The main danger within an existential crisis is the risk of losing our connection to the reality from which we originate. The philosophy of our community seems to align with Alan Kay’s quote that The best way to predict the future is to invent it. We build and we investigate, expecting the future to wrap its arms around the creations we are spawning. In this vision article, we rather embrace John Perry Barlow’s inversion of the quote, in which The best way to invent the future is to predict it. Looking back at the dreams from the past and recombining those with the aspirations of the present, what are the essential missing pieces that require our unique dedication as Semantic Web scholars? As in the original Semantic Web article, those topics that have long been considered trivial [7] might very well be the hardest ones in practice.

In this article, we make the case for a return to our roots of “Web” and “semantics”, from which we as a Semantic Web community—what’s in a name—seem to have drifted in search for other pursuits that, however interesting, perhaps needlessly distract us from the quest we had tasked ourselves with. In covering this journey, we have no choice but to trace those meandering footsteps along the many detours of our community—yet this time around with a promise to come back home in the end.

A little semantics

The term “Semantic Web” evidently coincides with adding semantics to Web content in order to improve interpretation by machines. However, after two decades of debate, we still seem uncertain about exactly how much semantics are in fact useful. The gap between data that are published and applications that should consume them continues to grow. While the call for Linked Data has brought us the eggs, the chickens that were supposed to be hatching them are still missing, partly because making sense of others’ data remains hard.

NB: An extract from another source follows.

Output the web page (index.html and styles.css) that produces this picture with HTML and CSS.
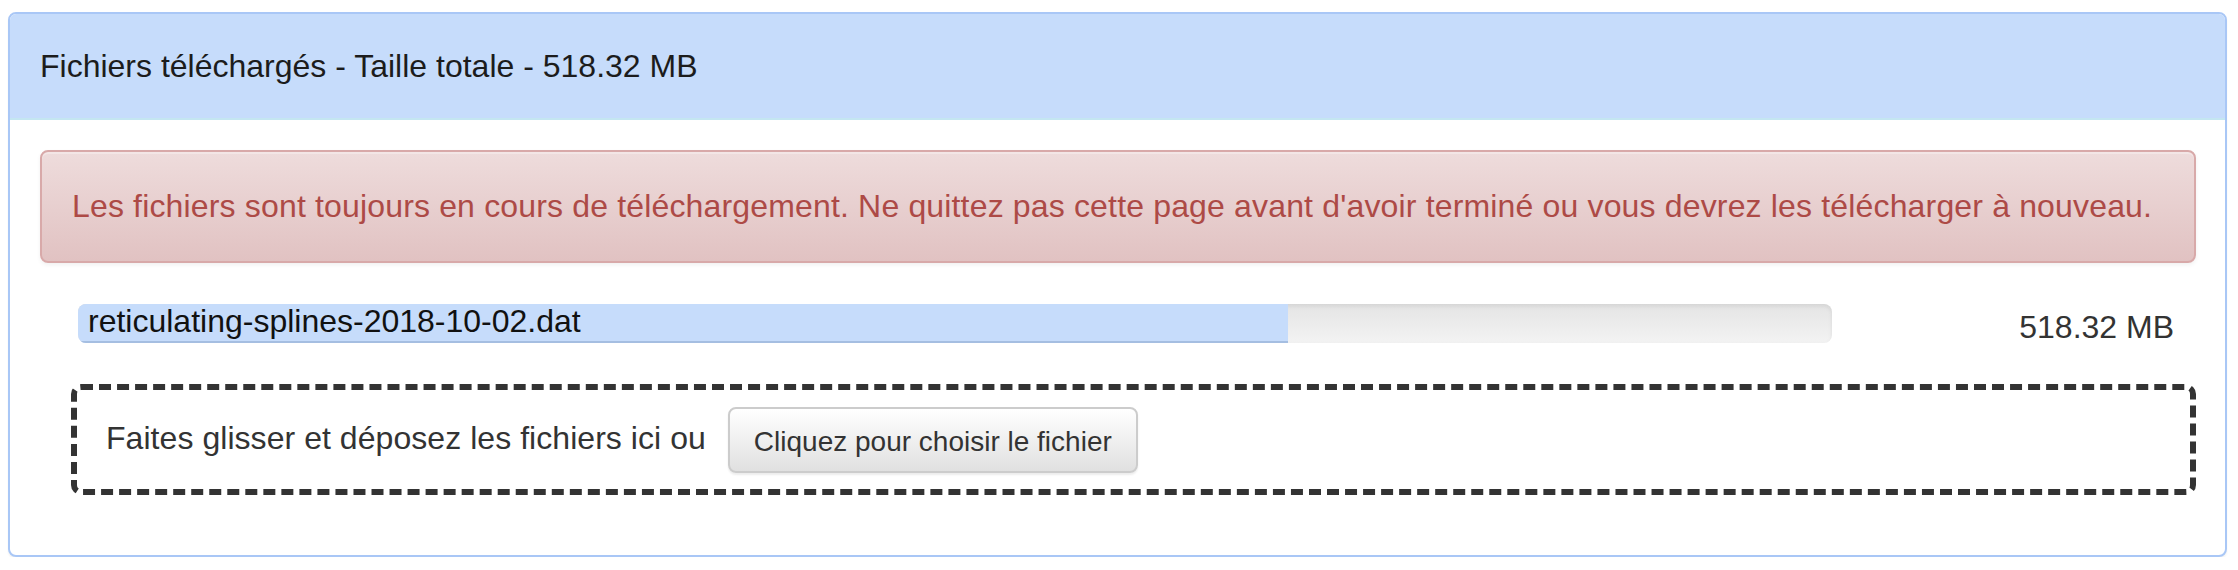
FILE: index.html
```html
<!DOCTYPE html>
<html lang="fr">
<head>
<meta charset="utf-8">
<title>Fichiers téléchargés</title>
<link rel="stylesheet" href="styles.css">
</head>
<body>
<div class="panel">
  <div class="panel-heading">Fichiers téléchargés - Taille totale - 518.32 MB</div>
  <div class="panel-body">
    <div class="alert">Les fichiers sont toujours en cours de téléchargement. Ne quittez pas cette page avant d'avoir terminé ou vous devrez les télécharger à nouveau.</div>
    <div class="file-row">
      <div class="progress">
        <div class="progress-bar" style="width: 69%;"><span class="file-name">reticulating-splines-2018-10-02.dat</span></div>
      </div>
      <div class="file-size">518.32 MB</div>
    </div>
    <div class="dropzone">
      <span class="drop-text">Faites glisser et déposez les fichiers ici ou</span>
      <button class="btn" type="button">Cliquez pour choisir le fichier</button>
    </div>
  </div>
</div>
</body>
</html>
```

FILE: styles.css
```css
html, body {
  margin: 0;
  padding: 0;
  background: #ffffff;
}

body {
  font-family: "Liberation Sans", Arial, Helvetica, sans-serif;
  font-size: 32px;
  color: #333333;
}

.panel {
  margin: 12px 11px 0 8px;
  border: 2px solid #a9c7f6;
  border-radius: 8px;
  background: #ffffff;
  box-shadow: 0 2px 2px rgba(0, 0, 0, 0.05);
  overflow: hidden;
}

.panel-heading {
  background: #c6dcfb;
  border-bottom: 2px solid #c4e6f1;
  padding: 32px 30px;
  line-height: 40px;
  color: #1c1c1c;
}

.panel-body {
  padding: 30px 29px 60px 30px;
}

.alert {
  border: 2px solid #d8a9a9;
  border-radius: 8px;
  background: linear-gradient(to bottom, #eedcdc 0%, #e1c2c2 100%);
  box-shadow: inset 0 2px 0 rgba(255, 255, 255, 0.3), 0 2px 4px rgba(0, 0, 0, 0.06);
  color: #ad4a46;
  padding: 31px 30px 32px 30px;
  line-height: 46px;
  letter-spacing: 0.16px;
  white-space: nowrap;
}

.file-row {
  display: flex;
  align-items: flex-start;
  margin-top: 41px;
  padding: 0 22px 0 38px;
}

.progress {
  flex: 1;
  height: 39px;
  border-radius: 8px;
  background: linear-gradient(to bottom, #e4e4e4 0%, #f3f3f3 100%);
  box-shadow: inset 0 2px 4px rgba(0, 0, 0, 0.08);
  overflow: hidden;
  display: flex;
}

.progress-bar {
  height: 37px;
  background: #c6dcfb;
  border-bottom: 2px solid #a5bee1;
  white-space: nowrap;
}

.file-name {
  display: block;
  padding-left: 10px;
  line-height: 35px;
  color: #111111;
}

.file-size {
  width: 342px;
  text-align: right;
  padding-top: 4px;
  line-height: 39px;
  color: #333333;
}

.dropzone {
  display: flex;
  align-items: center;
  gap: 22px;
  margin: 37px 0 0 31px;
  height: 99px;
  border: 6px dashed #333333;
  border-radius: 10px;
  padding: 0 29px;
}

.drop-text {
  line-height: 42px;
  margin-bottom: 4px;
  letter-spacing: 0.05px;
  color: #333333;
}

.btn {
  font-family: "Liberation Sans", Arial, Helvetica, sans-serif;
  font-size: 28px;
  line-height: 40px;
  color: #333333;
  padding: 13px 24px 9px 24px;
  border: 2px solid #cccccc;
  border-radius: 8px;
  background: linear-gradient(to bottom, #ffffff 0%, #e0e0e0 100%);
  box-shadow: inset 0 2px 0 rgba(255, 255, 255, 0.15), 0 2px 2px rgba(0, 0, 0, 0.075);
  cursor: pointer;
}
```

To intertwine data with meaning, we rely on RDF’s capabilities for exchange and interoperability. But what is out there is factual knowledge in a (hyper)graph structure, with URIs to uniquely identify terms. The intended meaning of the data is captured through knowledge representation ontologies such as RDFs or OWL, and can be discovered through dereferencing. In that sense, data in RDF actually refer to their semantics rather than containing them. And distributing those semantics has turned out significantly harder than distributing data.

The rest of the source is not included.